New Jersey Ferris Wheel Rejected By FAA

Sunday, October 21, 2007 Copyright 2007 Online,

333-Foot Wheel Could Interfere With TEB Traffic

A giant Ferris wheel a developer wants to build at the Xanadu entertainment complex in New Jersey will hamper air traffic safety at Teterboro Airport, (TEB) according to a determination by the Federal Aviation Administration.

The Xanadu developer has two choices: make the 33-story wheel smaller, or convince the FAA it will not interfere with Teterboro flights.

"Colony Capital Acquisitions' engineers will work with regulators so the wheel complies with safety standards, even if it means a smaller one," said company spokesman Tim White to North Jersey Media Group.

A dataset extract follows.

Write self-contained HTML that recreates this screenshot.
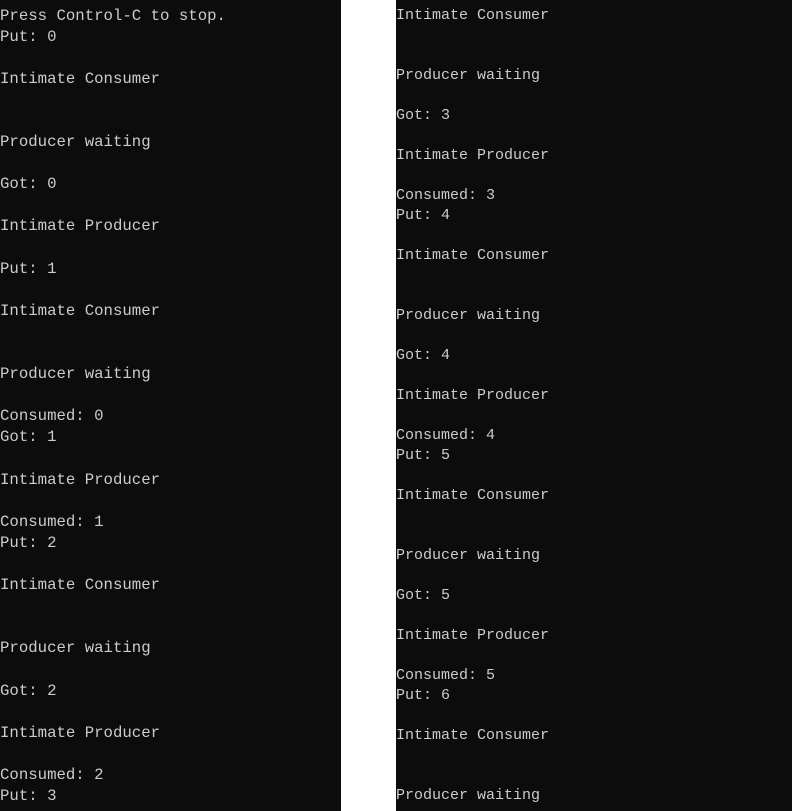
<!DOCTYPE html>
<html><head><style>
html,body{margin:0;padding:0;width:792px;height:811px;background:#fff;overflow:hidden}
.p{position:absolute;top:0;height:811px;background:#0c0c0c;overflow:hidden}
pre{margin:0;position:absolute;left:0;color:#cccccc;font-family:"Liberation Mono",monospace;white-space:pre}
</style></head><body>
<div class="p" style="left:0;width:341px">
<pre style="top:5.5px;font-size:15.7px;line-height:21.1px">Press Control-C to stop.
Put: 0

Intimate Consumer


Producer waiting

Got: 0

Intimate Producer

Put: 1

Intimate Consumer


Producer waiting

Consumed: 0
Got: 1

Intimate Producer

Consumed: 1
Put: 2

Intimate Consumer


Producer waiting

Got: 2

Intimate Producer

Consumed: 2
Put: 3</pre>
</div>
<div class="p" style="left:396px;width:396px">
<pre style="top:6px;font-size:15px;line-height:20px">Intimate Consumer


Producer waiting

Got: 3

Intimate Producer

Consumed: 3
Put: 4

Intimate Consumer


Producer waiting

Got: 4

Intimate Producer

Consumed: 4
Put: 5

Intimate Consumer


Producer waiting

Got: 5

Intimate Producer

Consumed: 5
Put: 6

Intimate Consumer


Producer waiting</pre>
</div>
</body></html>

White said despite the determination, New Jerseyans should expect to see it spinning when the $2 billion shopping and entertainment complex opens in November 2008.

FAA officials told Colony developers they would only allow a wheel no taller than 190 feet. Any structure taller than 286 feet would have a "substantial adverse effect" to the air safety of aircraft flying in and out of Teterboro, only three miles from the proposed location.

"We don't have any legal authority to stop a company from building a structure, but the majority of the time, they take our determinations very seriously," FAA spokeswoman Arlene Salac said.

The FAA has also said a 289 foot-tall roller coaster at Xanadu would be hazardous to air safety. Colony earlier said they scrapped plans for the roller coaster, but asked the FAA in July to study its effects on air traffic.

Officials with the New Jersey Sports Authority and Exposition, who approved Xanadu for construction, were not aware of any FAA objections.

"There is no doubt that if the FAA has concerns about the height of anything at Xanadu, then that has to be looked at and addressed," Goldberg said.

Aircraft Owners and Pilots Association spokesman Chris Dancy weighed in on the giant ride, saying the organization opposes it if wheel does not meet FAA standards.

"Such structures would likely alter how aircraft approach and depart Teterboro, which might lead to a reduction in the amount of traffic. Less traffic at Teterboro would mean more landings and takeoffs at the metropolitan area's major hubs, which are already stressed," Dancy said. "There is really not a lot of leeway in reconfiguring departures and arrivals."

The nearly 400-foot wheel's proposed location is in proximity of three of the nation's busiest airports. Xanadu developers, realizing this, told regulators to study its impact on air safety.

Xanadu's developers bill the wheel as the largest in North America, and tout it as one of the attractions that help distinguish the complex from a mega mall. One time around the wheel with a view of New York City would take about 25 minutes.

Some local residents are happy with the FAA determination. Lane Biviano fears losing sight of the Manhattan skyline from his condominium if the 333-foot Ferris wheel is allowed to be constructed.

"They want to pollute the sky with this structural graffiti," he said. "It's another form of air pollution, if you think about it."